EXERCISE GOAL ▸ Your task is to retype the lines from the opening of the material through the line that includes "indicator : &nbsp;&nbsp;<span". Do not copy the pictures.

INFORMATION PROVIDED ▸
#####
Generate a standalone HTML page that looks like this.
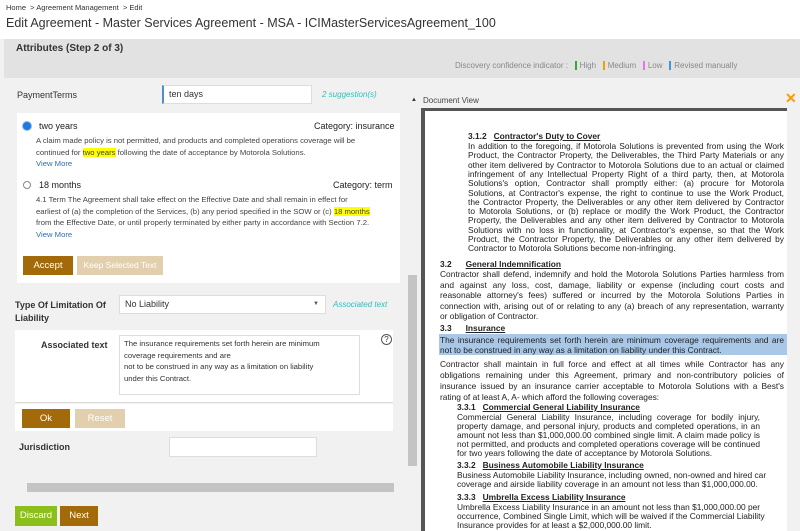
<!DOCTYPE html>
<html><head><style>
*{box-sizing:border-box;margin:0;padding:0}
html,body{width:800px;height:531px;overflow:hidden}
body{background:#f1f1f1;font-family:"Liberation Sans",sans-serif;color:#333;position:relative;font-size:10px}
.a{position:absolute}
.btn{position:absolute;color:#fff;font-size:9.5px;text-align:center;line-height:19px;height:19px}
.l{position:absolute;font-size:8.4px;line-height:10px;height:10px;color:#222;text-align:justify;text-align-last:justify;white-space:nowrap;overflow:visible}
.e{text-align-last:left}
.w1{left:468px;width:316px}
.w2{left:440px;width:344px}
.w3{left:457px;width:303px}
.hd{font-weight:bold;text-align-last:left}
.u{text-decoration:underline}
.hl{background:#ff0}
.s{white-space:nowrap;font-size:7.7px;line-height:11.7px;color:#444}
</style></head><body>
<div class="a" style="left:0;top:0;width:800px;height:39px;background:#fff"></div>
<div class="a" style="left:6px;top:3px;font-size:7.5px;color:#333">Home &nbsp;&gt; Agreement Management &nbsp;&gt; Edit</div>
<div class="a" style="left:6px;top:16px;font-size:12.5px;color:#333">Edit Agreement - Master Services Agreement - MSA - ICIMasterServicesAgreement_100</div>
<div class="a" style="left:4px;top:39px;width:796px;height:39px;background:#e2e2e2"></div>
<div class="a" style="left:16px;top:43px;font-size:10px;font-weight:bold;color:#333">Attributes (Step 2 of 3)</div>
<div class="a" style="left:455px;top:61px;font-size:8px;color:#888;white-space:nowrap">Discovery confidence indicator : &nbsp;&nbsp;<span style="border-left:2px solid #3a3;padding-left:3px">High</span> &nbsp;&nbsp;<span style="border-left:2px solid #f90;padding-left:3px">Medium</span> &nbsp;&nbsp;<span style="border-left:2px solid #f6f;padding-left:3px">Low</span> &nbsp;&nbsp;<span style="border-left:2px solid #39e;padding-left:3px">Revised manually</span></div>

<div class="a" style="left:17px;top:90px;font-size:9px;color:#333">PaymentTerms</div>
<div class="a" style="left:162px;top:85px;width:150px;height:19px;background:#fff;border:1px solid #ddd;border-left:2px solid #4a8fd0;font-size:9px;padding:3px 5px">ten days</div>
<div class="a" style="left:322px;top:90px;font-size:8px;color:#3bb;font-style:italic">2 suggestion(s)</div>

<div class="a" style="left:17px;top:113px;width:383px;height:170px;background:#fff"></div>
<div class="a" style="left:23px;top:122px;width:8px;height:8px;border-radius:50%;background:#1e7ae0;box-shadow:0 0 0 1px #9bd"></div>
<div class="a" style="left:39px;top:121px;font-size:9px;color:#222">two years</div>
<div class="a" style="left:314px;top:121px;font-size:9px;color:#222">Category: insurance</div>
<div class="a s" style="left:36px;top:135px">A claim made policy is not permitted, and products and completed operations coverage will be<br>continued for <span class="hl">two years</span> following the date of acceptance by Motorola Solutions.<br><span style="color:#2a6fb0">View More</span></div>
<div class="a" style="left:23px;top:181px;width:8px;height:8px;border-radius:50%;border:1px solid #888;background:#fff"></div>
<div class="a" style="left:39px;top:180px;font-size:9px;color:#222">18 months</div>
<div class="a" style="left:333px;top:180px;font-size:9px;color:#222">Category: term</div>
<div class="a s" style="left:36px;top:194px">4.1 Term The Agreement shall take effect on the Effective Date and shall remain in effect for<br>earliest of (a) the completion of the Services, (b) any period specified in the SOW or (c) <span class="hl">18 months</span><br>from the Effective Date, or until properly terminated by either party in accordance with Section 7.2.<br><span style="color:#2a6fb0">View More</span></div>
<div class="btn" style="left:23px;top:256px;width:50px;background:#a36a0a">Accept</div>
<div class="btn" style="left:77px;top:256px;width:86px;background:#e2cfae;font-size:8.5px">Keep Selected Text</div>

<div class="a" style="left:15px;top:299px;font-size:9px;font-weight:bold;color:#333;line-height:13px">Type Of Limitation Of<br>Liability</div>
<div class="a" style="left:119px;top:295px;width:207px;height:19px;background:#fff;border:1px solid #ddd;font-size:9px;padding:3px 5px">No Liability<span style="position:absolute;right:6px;top:5px;font-size:6px;color:#555">▼</span></div>
<div class="a" style="left:333px;top:300px;font-size:8px;color:#3bb;font-style:italic">Associated text</div>
<div class="a" style="left:15px;top:330px;width:378px;height:73px;background:#fff;border-bottom:1px solid #ddd"></div>
<div class="a" style="left:41px;top:340px;font-size:9px;font-weight:bold;color:#333">Associated text</div>
<div class="a s" style="left:119px;top:335px;width:241px;height:60px;background:#fff;border:1px solid #ddd;padding:2px 4px;color:#333">The insurance requirements set forth herein are minimum<br>coverage requirements and are<br>not to be construed in any way as a limitation on liability<br>under this Contract.</div>
<div class="a" style="left:381px;top:334px;width:11px;height:11px;border:1px solid #555;border-radius:50%;font-size:8px;text-align:center;line-height:9px;color:#333">?</div>
<div class="a" style="left:15px;top:404px;width:378px;height:27px;background:#fff"></div>
<div class="btn" style="left:22px;top:409px;width:48px;background:#a36a0a">Ok</div>
<div class="btn" style="left:75px;top:409px;width:50px;background:#e2cfae">Reset</div>
<div class="a" style="left:19px;top:442px;font-size:9px;font-weight:bold;color:#333">Jurisdiction</div>
<div class="a" style="left:169px;top:437px;width:148px;height:20px;background:#fff;border:1px solid #ddd"></div>
<div class="a" style="left:408px;top:275px;width:9px;height:191px;background:#c4c4c4"></div>
<div class="a" style="left:27px;top:483px;width:367px;height:9px;background:#c4c4c4"></div>
<div class="btn" style="left:15px;top:506px;width:42px;height:20px;background:#8cbf1a;line-height:20px">Discard</div>
<div class="btn" style="left:60px;top:506px;width:38px;height:20px;background:#a36a0a;line-height:20px">Next</div>

<div class="a" style="left:423px;top:96px;font-size:8px;color:#444">Document View</div>
<div class="a" style="left:411px;top:97px;font-size:6px;color:#333">▲</div>
<div class="a" style="left:785px;top:90px;font-size:14px;color:#f90;font-weight:bold">✕</div>
<div class="a" style="left:421px;top:108px;width:367px;height:423px;background:#555"></div>
<div class="a" style="left:425px;top:111px;width:362px;height:420px;background:#fff"></div>
<div class="a" style="left:787px;top:108px;width:13px;height:423px;background:#f1f1f1"></div>

<div class="l w1 hd" style="top:131px">3.1.2 &nbsp;&nbsp;<span class="u">Contractor's Duty to Cover</span></div>
<div class="l w1" style="top:141px">In addition to the foregoing, if Motorola Solutions is prevented from using the Work</div>
<div class="l w1" style="top:150.3px">Product, the Contractor Property, the Deliverables, the Third Party Materials or any</div>
<div class="l w1" style="top:159.6px">other item delivered by Contractor to Motorola Solutions due to an actual or claimed</div>
<div class="l w1" style="top:168.9px">infringement of any Intellectual Property Right of a third party, then, at Motorola</div>
<div class="l w1" style="top:178.2px">Solutions's option, Contractor shall promptly either: (a) procure for Motorola</div>
<div class="l w1" style="top:187.5px">Solutions, at Contractor's expense, the right to continue to use the Work Product,</div>
<div class="l w1" style="top:196.8px">the Contractor Property, the Deliverables or any other item delivered by Contractor</div>
<div class="l w1" style="top:206.1px">to Motorola Solutions, or (b) replace or modify the Work Product, the Contractor</div>
<div class="l w1" style="top:215.4px">Property, the Deliverables and any other item delivered by Contractor to Motorola</div>
<div class="l w1" style="top:224.7px">Solutions with no loss in functionality, at Contractor's expense, so that the Work</div>
<div class="l w1" style="top:234px">Product, the Contractor Property, the Deliverables or any other item delivered by</div>
<div class="l w1 e" style="top:243.3px">Contractor to Motorola Solutions become non-infringing.</div>

<div class="l w2 hd" style="top:259px">3.2 &nbsp;&nbsp;&nbsp;&nbsp;&nbsp;<span class="u">General Indemnification</span></div>
<div class="l w2" style="top:269px">Contractor shall defend, indemnify and hold the Motorola Solutions Parties harmless from</div>
<div class="l w2" style="top:279.5px">and against any loss, cost, damage, liability or expense (including court costs and</div>
<div class="l w2" style="top:290px">reasonable attorney's fees) suffered or incurred by the Motorola Solutions Parties in</div>
<div class="l w2" style="top:300.5px">connection with, arising out of or relating to any (a) breach of any representation, warranty</div>
<div class="l w2 e" style="top:311px">or obligation of Contractor.</div>

<div class="l w2 hd" style="top:323px">3.3 &nbsp;&nbsp;&nbsp;&nbsp;&nbsp;<span class="u">Insurance</span></div>
<div class="a" style="left:439px;top:334px;width:348px;height:21px;background:#a9c8e8"></div>
<div class="l w2" style="top:334.5px">The insurance requirements set forth herein are minimum coverage requirements and are</div>
<div class="l w2 e" style="top:344.5px">not to be construed in any way as a limitation on liability under this Contract.</div>
<div class="l w2" style="top:359px">Contractor shall maintain in full force and effect at all times while Contractor has any</div>
<div class="l w2" style="top:370px">obligations remaining under this Agreement, primary and non-contributory policies of</div>
<div class="l w2" style="top:381px">insurance issued by an insurance carrier acceptable to Motorola Solutions with a Best's</div>
<div class="l w2 e" style="top:392px">rating of at least A, A- which afford the following coverages:</div>

<div class="l w3 hd" style="top:402px">3.3.1 &nbsp;&nbsp;<span class="u">Commercial General Liability Insurance</span></div>
<div class="l w3" style="top:411.5px">Commercial General Liability Insurance, including coverage for bodily injury,</div>
<div class="l w3" style="top:420.5px">property damage, and personal injury, products and completed operations, in an</div>
<div class="l w3" style="top:429.5px">amount not less than $1,000,000.00 combined single limit. A claim made policy is</div>
<div class="l w3" style="top:438.5px">not permitted, and products and completed operations coverage will be continued</div>
<div class="l w3 e" style="top:447.5px">for two years following the date of acceptance by Motorola Solutions.</div>
<div class="l w3 hd" style="top:460px">3.3.2 &nbsp;&nbsp;<span class="u">Business Automobile Liability Insurance</span></div>
<div class="l w3" style="top:469.5px">Business Automobile Liability Insurance, including owned, non-owned and hired car</div>
<div class="l w3 e" style="top:478.5px">coverage and airside liability coverage in an amount not less than $1,000,000.00.</div>
<div class="l w3 hd" style="top:492px">3.3.3 &nbsp;&nbsp;<span class="u">Umbrella Excess Liability Insurance</span></div>
<div class="l w3" style="top:501.5px">Umbrella Excess Liability Insurance in an amount not less than $1,000,000.00 per</div>
<div class="l w3" style="top:510.5px">occurrence, Combined Single Limit, which will be waived if the Commercial Liability</div>
<div class="l w3 e" style="top:519.5px">Insurance provides for at least a $2,000,000.00 limit.</div>
</body></html>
#####
COMPLETE RESPONSE ▸
Generate a standalone HTML page that looks like this.
<!DOCTYPE html>
<html><head><style>
*{box-sizing:border-box;margin:0;padding:0}
html,body{width:800px;height:531px;overflow:hidden}
body{background:#f1f1f1;font-family:"Liberation Sans",sans-serif;color:#333;position:relative;font-size:10px}
.a{position:absolute}
.btn{position:absolute;color:#fff;font-size:9.5px;text-align:center;line-height:19px;height:19px}
.l{position:absolute;font-size:8.4px;line-height:10px;height:10px;color:#222;text-align:justify;text-align-last:justify;white-space:nowrap;overflow:visible}
.e{text-align-last:left}
.w1{left:468px;width:316px}
.w2{left:440px;width:344px}
.w3{left:457px;width:303px}
.hd{font-weight:bold;text-align-last:left}
.u{text-decoration:underline}
.hl{background:#ff0}
.s{white-space:nowrap;font-size:7.7px;line-height:11.7px;color:#444}
</style></head><body>
<div class="a" style="left:0;top:0;width:800px;height:39px;background:#fff"></div>
<div class="a" style="left:6px;top:3px;font-size:7.5px;color:#333">Home &nbsp;&gt; Agreement Management &nbsp;&gt; Edit</div>
<div class="a" style="left:6px;top:16px;font-size:12.5px;color:#333">Edit Agreement - Master Services Agreement - MSA - ICIMasterServicesAgreement_100</div>
<div class="a" style="left:4px;top:39px;width:796px;height:39px;background:#e2e2e2"></div>
<div class="a" style="left:16px;top:43px;font-size:10px;font-weight:bold;color:#333">Attributes (Step 2 of 3)</div>
<div class="a" style="left:455px;top:61px;font-size:8px;color:#888;white-space:nowrap">Discovery confidence indicator : &nbsp;&nbsp;<span style="border-left:2px solid #3a3;padding-left:3px">High</span> &nbsp;&nbsp;<span style="border-left:2px solid #f90;padding-left:3px">Medium</span> &nbsp;&nbsp;<span style="border-left:2px solid #f6f;padding-left:3px">Low</span> &nbsp;&nbsp;<span style="border-left:2px solid #39e;padding-left:3px">Revised manually</span></div>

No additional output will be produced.